The probe, which will examine how schools can better support students with a disability, comes in the wake of the boy-in-cage affair, revealed in April.
The inquiry will examine the social, economic and personal benefits of improving education for students with a disability, as well as the impact of cutting $100m from the "support for students with a disability" program.
The announcement also coincided with a report, commissioned by Children with Disability Australia, showing that 23% of kids who have been diagnosed with a disability are being rejected from public and private schools.
"Our schools should be places where all children are supported to learn and teachers are equipped to meet the needs of their students. We need to hear the voice of parents of children with disabilities as well as schools and teachers," Shorten said.
"Parents of children with disability are often made to feel like troublemakers because they demand support for their child at school and that's just not right."
The Australian Education Union (AEU) welcomed Shorten’s call for a Senate Inquiry as a way of highlighting the effect of chronic resource shortages in the area.

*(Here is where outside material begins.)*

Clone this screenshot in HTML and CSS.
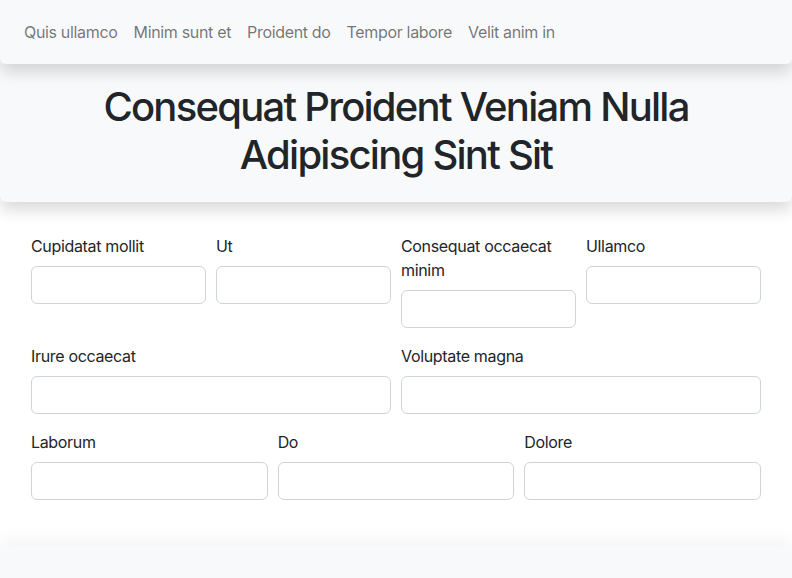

AEU federal president, Correna Haythorpe, said too many students with disability were missing out on an education that let them reach their potential because schools were not getting the funding they needed to support them.
“Children with disability deserve an education which treats them as individuals, includes them in school life and lets them reach their potential,” Haythorpe said in a statement.
“It is not acceptable that a child with disability misses out on an education because their school cannot afford to provide an in-class assistant, personalised lesson plans, or vital equipment.”
In its May Budget, the Federal Government announced $1.3bn in funding to help schools meet the needs of children with a disability. The funding will add more than $5bn to the sector over the next four years.